Cool! You got a description?
Honing steel. Santoku--sharp little bastard, too. Deba bocho--I can sanmai oroshi a mackerel perfectly for some reason (took me two tries), and chicken seems to fear this blade. Chisel grind Nakiri bocho--look up katsuramuki and jabara-giri, I need serious practice with this one. Serrated knife--bread slicer, tomato slicer, that kind of thing, versatile tool... the teeth up front point forward, at the rear point back, the center three teeth are neutral, so when you push you get bite and when you draw you get bite and this matters very much.
For my chosen knives, technique is extremely important.
The Deba can cleave a fish spine with the rear of the blade, but it's nowhere near easy in the center and you can't do it with the tip. The tip can transmit back the feel of tougher connective tissue and bone as they're cut and touched, so you can know what's happening inside and out of sight. There is a reason that blade is that precise shape, thick, chisel cut, and yet the blade face makes a sizable chunk of the blade at the tip wane into a very thin blade.
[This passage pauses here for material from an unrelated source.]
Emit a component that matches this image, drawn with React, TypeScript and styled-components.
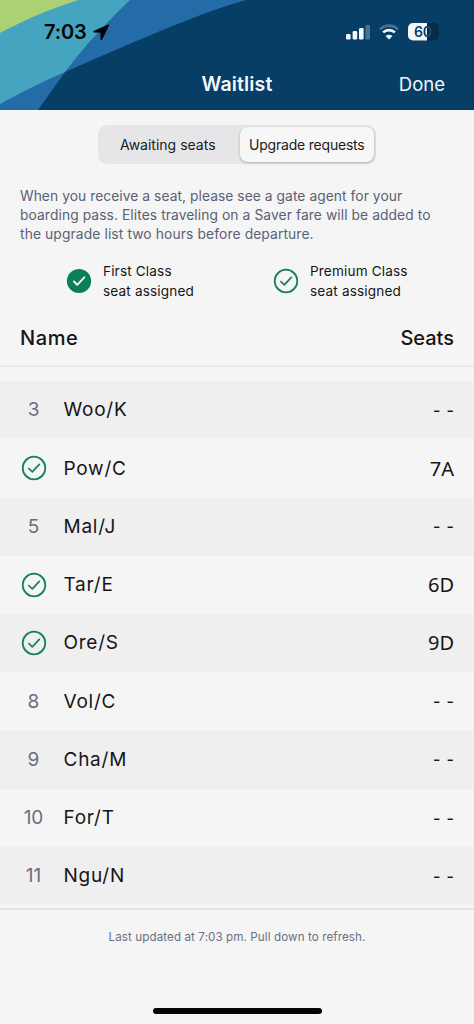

The Nakiri I use as an Usuba, similar blades really--Nakiri is technically a non-professional Usuba, there is little difference except that the Nakiri usually doesn't carry a chisel grind. Mine does. It is specifically for making special kinds of cuts on vegetables. I can chop a carrot into flowers with the damn thing--a pentagon first, then round the tips off and make cuts into the sides, and you have a floral shape. Slice that up and you have decorative flowers. It takes practice--practice I don't yet have. Likewise, katsuramuki is usually learned by daily practice for three or more years.
The use of the santoku eludes me. The bread knife I have some technical material on; the santoku, not so much. I've used it successfully with a pulling technique and a pushing technique, to varying degrees of success--slicing the tops off strawberries (core and the unripened white part) works best with a pulling technique so far, but that may be abuse. German chef's knife skills don't translate directly, but are adaptable. Honestly, I question this knife's shape--see the Kai Wasabi Santoku for comparison.